DATASET CONTENT:
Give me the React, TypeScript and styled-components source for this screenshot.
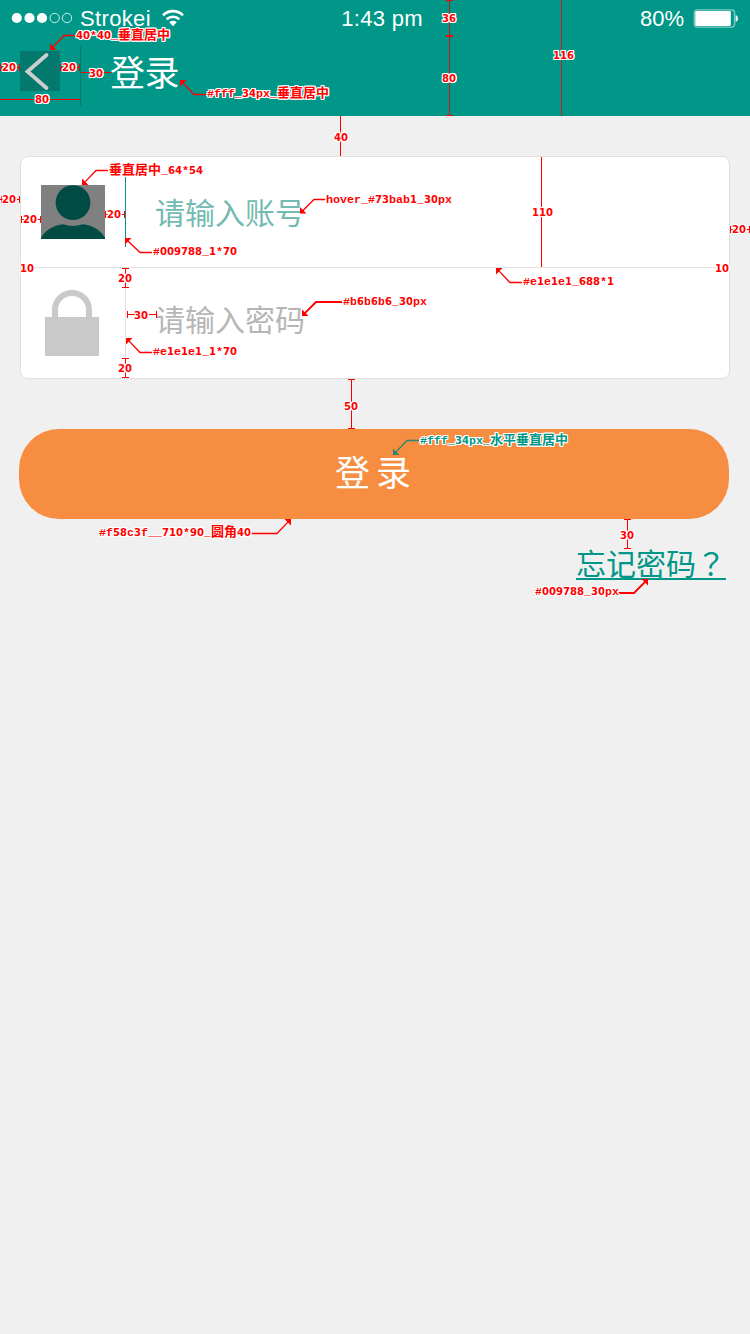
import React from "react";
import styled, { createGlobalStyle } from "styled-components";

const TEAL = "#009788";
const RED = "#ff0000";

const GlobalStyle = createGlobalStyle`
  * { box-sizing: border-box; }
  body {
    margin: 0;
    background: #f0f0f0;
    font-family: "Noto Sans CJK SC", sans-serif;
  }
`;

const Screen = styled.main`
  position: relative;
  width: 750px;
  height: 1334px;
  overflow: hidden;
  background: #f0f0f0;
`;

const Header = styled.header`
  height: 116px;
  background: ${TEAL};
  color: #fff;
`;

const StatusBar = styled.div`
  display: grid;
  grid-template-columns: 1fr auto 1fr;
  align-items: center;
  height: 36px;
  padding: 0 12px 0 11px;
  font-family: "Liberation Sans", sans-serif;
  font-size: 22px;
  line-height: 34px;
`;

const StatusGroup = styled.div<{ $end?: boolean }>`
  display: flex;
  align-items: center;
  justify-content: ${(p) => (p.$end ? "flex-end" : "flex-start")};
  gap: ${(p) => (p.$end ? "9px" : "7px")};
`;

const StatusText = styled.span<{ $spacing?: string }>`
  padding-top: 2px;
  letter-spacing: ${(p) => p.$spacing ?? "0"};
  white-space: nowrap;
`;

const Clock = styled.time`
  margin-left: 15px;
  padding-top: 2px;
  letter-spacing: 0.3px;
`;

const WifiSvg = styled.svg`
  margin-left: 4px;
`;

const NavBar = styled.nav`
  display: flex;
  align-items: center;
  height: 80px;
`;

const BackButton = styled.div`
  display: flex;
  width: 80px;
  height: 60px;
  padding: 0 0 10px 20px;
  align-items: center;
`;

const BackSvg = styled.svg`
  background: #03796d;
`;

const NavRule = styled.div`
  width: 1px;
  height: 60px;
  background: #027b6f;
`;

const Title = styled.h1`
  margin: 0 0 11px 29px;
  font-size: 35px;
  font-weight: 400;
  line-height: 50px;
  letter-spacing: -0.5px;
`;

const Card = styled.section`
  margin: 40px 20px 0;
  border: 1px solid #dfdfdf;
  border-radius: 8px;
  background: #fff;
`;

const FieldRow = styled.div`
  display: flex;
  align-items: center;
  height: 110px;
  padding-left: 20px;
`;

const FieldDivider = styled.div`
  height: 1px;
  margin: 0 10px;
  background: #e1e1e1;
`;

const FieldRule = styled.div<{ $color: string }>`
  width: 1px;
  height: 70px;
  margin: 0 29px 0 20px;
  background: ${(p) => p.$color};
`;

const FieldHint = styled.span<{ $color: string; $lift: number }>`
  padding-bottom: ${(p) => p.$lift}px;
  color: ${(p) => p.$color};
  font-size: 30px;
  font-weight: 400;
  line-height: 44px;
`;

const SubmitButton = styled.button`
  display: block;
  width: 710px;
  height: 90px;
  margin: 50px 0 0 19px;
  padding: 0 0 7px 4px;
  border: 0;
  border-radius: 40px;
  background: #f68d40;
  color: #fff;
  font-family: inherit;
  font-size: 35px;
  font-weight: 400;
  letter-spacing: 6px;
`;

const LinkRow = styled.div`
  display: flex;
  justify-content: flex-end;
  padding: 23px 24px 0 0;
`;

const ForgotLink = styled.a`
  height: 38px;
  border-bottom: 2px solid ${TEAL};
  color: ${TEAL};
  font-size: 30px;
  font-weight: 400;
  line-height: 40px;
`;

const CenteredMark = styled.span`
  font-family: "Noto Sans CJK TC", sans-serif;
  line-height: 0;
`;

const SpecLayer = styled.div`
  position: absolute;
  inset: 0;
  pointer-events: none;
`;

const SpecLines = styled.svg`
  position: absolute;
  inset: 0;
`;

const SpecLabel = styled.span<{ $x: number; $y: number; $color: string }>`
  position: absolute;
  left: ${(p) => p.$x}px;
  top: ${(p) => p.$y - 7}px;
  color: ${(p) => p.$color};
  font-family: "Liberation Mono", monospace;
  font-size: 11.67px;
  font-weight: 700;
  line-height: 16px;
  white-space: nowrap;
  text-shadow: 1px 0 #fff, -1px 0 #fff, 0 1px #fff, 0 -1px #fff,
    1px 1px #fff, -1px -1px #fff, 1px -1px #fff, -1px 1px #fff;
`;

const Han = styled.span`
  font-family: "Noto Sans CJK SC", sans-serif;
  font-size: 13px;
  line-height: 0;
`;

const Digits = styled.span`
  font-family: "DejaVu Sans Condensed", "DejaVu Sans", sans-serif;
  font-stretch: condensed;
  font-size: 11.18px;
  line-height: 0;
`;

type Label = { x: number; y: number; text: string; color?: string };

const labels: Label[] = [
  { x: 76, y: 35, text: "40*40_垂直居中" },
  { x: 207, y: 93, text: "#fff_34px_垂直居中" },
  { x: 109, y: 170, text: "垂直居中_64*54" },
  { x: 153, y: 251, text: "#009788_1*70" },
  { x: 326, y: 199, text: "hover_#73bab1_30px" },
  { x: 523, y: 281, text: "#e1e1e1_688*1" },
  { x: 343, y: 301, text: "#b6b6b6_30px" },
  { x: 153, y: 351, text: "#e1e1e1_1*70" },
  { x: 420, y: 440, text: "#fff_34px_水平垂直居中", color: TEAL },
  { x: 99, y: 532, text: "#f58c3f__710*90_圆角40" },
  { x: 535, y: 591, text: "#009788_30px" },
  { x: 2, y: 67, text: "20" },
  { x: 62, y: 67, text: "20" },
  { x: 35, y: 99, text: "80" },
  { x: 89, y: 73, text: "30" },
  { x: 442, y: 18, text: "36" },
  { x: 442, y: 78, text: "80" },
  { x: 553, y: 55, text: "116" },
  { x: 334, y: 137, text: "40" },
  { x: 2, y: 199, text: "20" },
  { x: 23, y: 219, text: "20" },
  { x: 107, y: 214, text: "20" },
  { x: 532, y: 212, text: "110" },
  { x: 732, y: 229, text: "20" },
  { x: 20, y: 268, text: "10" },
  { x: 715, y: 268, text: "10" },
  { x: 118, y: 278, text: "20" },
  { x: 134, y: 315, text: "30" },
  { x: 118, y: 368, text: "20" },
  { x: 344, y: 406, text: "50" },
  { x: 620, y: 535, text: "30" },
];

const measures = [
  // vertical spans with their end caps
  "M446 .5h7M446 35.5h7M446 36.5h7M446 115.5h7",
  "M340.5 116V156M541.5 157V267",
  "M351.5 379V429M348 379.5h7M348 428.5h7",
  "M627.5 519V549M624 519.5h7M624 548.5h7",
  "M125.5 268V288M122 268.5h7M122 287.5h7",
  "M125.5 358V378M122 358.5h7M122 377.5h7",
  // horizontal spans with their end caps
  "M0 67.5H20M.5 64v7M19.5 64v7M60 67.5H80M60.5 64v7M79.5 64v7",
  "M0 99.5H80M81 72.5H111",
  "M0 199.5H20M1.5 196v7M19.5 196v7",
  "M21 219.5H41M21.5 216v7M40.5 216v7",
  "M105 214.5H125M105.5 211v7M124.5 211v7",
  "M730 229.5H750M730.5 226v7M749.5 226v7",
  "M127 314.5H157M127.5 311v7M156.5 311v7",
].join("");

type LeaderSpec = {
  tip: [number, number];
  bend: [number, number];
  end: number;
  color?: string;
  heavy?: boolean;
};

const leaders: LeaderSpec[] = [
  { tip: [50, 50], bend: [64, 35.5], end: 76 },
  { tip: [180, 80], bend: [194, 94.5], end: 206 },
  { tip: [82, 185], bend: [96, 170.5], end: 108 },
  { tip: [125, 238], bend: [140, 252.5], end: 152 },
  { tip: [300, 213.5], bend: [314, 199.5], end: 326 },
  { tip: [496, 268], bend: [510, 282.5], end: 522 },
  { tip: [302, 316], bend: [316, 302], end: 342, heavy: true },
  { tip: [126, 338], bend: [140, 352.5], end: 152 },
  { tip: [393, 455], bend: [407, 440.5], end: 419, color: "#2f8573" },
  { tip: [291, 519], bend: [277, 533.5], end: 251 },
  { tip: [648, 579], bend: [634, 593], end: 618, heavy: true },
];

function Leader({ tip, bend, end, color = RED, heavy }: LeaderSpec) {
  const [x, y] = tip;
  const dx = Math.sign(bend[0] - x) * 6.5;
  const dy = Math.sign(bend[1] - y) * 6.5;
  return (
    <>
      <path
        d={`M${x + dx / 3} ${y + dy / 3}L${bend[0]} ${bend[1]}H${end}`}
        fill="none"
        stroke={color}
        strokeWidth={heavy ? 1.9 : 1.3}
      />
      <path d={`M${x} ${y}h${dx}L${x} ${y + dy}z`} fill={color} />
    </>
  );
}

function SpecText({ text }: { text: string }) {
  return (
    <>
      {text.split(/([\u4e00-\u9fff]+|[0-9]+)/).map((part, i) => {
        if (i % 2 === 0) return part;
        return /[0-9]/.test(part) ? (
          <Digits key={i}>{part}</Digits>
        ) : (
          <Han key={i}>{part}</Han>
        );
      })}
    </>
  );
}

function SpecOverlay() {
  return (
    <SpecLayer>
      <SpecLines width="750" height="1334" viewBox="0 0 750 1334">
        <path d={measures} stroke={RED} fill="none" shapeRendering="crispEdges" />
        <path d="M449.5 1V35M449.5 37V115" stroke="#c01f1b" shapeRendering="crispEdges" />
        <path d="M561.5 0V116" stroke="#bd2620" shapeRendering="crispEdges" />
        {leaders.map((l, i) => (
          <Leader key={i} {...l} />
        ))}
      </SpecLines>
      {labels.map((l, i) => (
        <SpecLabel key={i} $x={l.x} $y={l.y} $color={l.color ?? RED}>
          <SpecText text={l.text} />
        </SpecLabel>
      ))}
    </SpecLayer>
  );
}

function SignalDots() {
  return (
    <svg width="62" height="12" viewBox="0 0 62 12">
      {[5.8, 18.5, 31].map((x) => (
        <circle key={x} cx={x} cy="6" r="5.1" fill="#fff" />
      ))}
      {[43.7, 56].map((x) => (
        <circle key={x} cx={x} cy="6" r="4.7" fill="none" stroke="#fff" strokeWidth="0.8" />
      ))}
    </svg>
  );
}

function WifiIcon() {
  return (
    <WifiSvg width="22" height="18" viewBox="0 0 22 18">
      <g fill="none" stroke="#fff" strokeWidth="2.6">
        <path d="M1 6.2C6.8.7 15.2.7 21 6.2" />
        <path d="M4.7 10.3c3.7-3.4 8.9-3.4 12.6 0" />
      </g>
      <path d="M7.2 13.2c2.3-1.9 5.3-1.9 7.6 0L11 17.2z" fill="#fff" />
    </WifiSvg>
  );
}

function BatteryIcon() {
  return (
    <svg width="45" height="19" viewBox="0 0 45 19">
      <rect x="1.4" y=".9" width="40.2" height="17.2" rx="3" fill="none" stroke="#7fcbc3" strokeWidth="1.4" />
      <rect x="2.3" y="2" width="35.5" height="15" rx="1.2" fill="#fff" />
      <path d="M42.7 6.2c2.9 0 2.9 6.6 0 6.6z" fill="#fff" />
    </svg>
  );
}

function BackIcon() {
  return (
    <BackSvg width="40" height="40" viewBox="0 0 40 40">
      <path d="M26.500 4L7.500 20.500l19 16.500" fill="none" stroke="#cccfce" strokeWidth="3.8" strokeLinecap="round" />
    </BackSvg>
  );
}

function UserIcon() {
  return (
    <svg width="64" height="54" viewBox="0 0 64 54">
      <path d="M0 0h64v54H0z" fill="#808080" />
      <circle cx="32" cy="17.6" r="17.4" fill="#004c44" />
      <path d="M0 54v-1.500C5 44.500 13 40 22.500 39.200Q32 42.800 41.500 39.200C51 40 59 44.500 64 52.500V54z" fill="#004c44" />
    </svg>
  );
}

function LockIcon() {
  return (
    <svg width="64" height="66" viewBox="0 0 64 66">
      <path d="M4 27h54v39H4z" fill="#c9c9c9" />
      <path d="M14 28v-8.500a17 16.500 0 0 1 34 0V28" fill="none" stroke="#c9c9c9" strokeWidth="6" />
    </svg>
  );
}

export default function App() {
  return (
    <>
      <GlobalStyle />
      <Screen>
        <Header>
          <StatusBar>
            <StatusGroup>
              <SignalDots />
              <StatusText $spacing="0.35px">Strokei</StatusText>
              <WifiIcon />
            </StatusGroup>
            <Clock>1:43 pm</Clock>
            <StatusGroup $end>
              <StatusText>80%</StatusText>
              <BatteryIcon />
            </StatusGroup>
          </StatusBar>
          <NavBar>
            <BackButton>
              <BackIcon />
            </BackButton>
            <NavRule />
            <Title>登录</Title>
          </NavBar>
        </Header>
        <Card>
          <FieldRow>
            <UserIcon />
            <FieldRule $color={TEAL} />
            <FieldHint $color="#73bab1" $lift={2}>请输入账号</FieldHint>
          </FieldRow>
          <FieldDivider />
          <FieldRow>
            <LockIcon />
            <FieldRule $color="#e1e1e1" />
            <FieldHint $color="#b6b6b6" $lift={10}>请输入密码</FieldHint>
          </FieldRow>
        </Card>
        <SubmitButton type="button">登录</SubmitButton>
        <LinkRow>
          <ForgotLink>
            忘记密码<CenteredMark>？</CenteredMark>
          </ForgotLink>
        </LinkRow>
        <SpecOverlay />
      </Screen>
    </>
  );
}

GOAL OF THE EXERCISE: From the listing above, collect every line that mentions the word "components".

ANSWER FOR THIS EXERCISE:
Give me the React, TypeScript and styled-components source for this screenshot.
import styled, { createGlobalStyle } from "styled-components";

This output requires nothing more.